• Work to complete
Locate every line in the records below that holds the word "React" and return each one.

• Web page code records

★ ★ ★ ★

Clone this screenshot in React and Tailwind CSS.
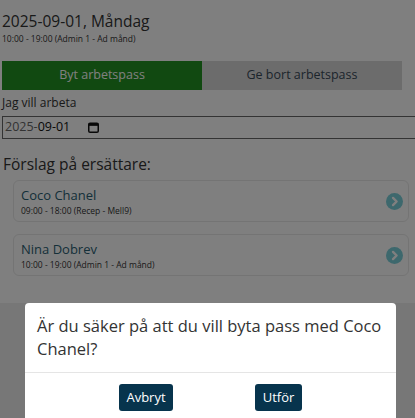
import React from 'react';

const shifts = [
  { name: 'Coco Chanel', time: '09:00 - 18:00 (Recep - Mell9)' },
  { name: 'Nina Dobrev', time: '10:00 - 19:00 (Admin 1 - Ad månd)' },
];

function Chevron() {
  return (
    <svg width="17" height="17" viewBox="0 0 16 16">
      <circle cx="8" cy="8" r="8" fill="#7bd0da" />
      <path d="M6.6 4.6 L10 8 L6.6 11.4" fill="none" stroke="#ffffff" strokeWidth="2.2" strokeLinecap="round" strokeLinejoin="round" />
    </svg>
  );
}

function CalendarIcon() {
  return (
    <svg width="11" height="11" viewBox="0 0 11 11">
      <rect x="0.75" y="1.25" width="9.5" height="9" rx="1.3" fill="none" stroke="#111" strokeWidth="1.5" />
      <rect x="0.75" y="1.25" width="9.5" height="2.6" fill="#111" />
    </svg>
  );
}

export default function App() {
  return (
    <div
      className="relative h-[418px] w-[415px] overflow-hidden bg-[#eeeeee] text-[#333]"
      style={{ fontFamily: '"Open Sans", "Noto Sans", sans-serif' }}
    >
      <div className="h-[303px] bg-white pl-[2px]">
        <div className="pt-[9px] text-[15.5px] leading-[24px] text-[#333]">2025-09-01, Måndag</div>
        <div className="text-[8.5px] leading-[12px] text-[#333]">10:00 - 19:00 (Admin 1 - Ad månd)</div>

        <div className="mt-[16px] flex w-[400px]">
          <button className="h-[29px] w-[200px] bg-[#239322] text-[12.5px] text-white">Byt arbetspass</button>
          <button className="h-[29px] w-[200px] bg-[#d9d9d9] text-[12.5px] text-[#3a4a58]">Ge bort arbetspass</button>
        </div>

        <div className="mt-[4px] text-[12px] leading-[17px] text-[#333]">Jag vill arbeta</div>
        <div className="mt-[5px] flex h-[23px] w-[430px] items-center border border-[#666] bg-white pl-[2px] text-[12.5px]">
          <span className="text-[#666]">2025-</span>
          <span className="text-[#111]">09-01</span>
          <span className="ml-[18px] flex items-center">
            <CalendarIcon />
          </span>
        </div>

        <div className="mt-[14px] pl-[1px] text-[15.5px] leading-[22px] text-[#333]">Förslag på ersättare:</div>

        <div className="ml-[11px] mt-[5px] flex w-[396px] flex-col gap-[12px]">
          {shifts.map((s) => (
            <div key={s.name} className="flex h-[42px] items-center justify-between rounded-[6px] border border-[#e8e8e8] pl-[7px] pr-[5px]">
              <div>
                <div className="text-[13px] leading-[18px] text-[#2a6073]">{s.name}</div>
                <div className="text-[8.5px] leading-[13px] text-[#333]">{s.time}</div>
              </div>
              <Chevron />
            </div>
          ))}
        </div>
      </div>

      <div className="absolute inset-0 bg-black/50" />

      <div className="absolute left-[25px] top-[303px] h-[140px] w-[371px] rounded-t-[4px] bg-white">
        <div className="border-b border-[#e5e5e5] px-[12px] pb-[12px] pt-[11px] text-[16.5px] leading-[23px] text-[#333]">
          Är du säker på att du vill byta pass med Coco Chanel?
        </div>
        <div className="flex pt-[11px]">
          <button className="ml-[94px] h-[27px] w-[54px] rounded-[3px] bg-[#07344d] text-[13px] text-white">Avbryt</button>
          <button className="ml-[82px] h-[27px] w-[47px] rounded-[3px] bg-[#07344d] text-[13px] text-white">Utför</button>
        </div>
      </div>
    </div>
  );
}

★ ★ ★ ★

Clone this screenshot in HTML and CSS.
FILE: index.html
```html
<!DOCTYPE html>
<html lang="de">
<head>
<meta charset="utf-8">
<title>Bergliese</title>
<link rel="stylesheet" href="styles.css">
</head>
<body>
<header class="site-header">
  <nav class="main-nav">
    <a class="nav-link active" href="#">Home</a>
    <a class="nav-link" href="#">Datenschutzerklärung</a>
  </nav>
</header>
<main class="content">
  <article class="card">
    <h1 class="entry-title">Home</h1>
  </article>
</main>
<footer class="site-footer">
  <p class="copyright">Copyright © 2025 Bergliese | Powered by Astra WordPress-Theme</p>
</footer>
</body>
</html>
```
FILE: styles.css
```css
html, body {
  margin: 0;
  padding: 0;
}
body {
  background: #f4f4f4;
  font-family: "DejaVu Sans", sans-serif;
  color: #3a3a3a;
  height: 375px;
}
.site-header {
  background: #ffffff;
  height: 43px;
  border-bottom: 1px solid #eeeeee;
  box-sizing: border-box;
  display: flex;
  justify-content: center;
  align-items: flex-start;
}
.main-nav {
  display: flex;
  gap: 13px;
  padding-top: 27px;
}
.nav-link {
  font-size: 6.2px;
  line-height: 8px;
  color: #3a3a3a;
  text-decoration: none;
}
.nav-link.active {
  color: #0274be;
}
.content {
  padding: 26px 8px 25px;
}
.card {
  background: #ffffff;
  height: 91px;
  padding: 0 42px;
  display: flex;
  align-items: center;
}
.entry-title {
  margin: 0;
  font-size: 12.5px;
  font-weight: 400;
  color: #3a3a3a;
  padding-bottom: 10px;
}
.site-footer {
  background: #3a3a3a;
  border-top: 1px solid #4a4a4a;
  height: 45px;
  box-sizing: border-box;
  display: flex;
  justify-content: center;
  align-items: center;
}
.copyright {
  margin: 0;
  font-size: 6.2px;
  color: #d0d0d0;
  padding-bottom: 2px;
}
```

★ ★ ★ ★

• Output for this task
Clone this screenshot in React and Tailwind CSS.
import React from 'react';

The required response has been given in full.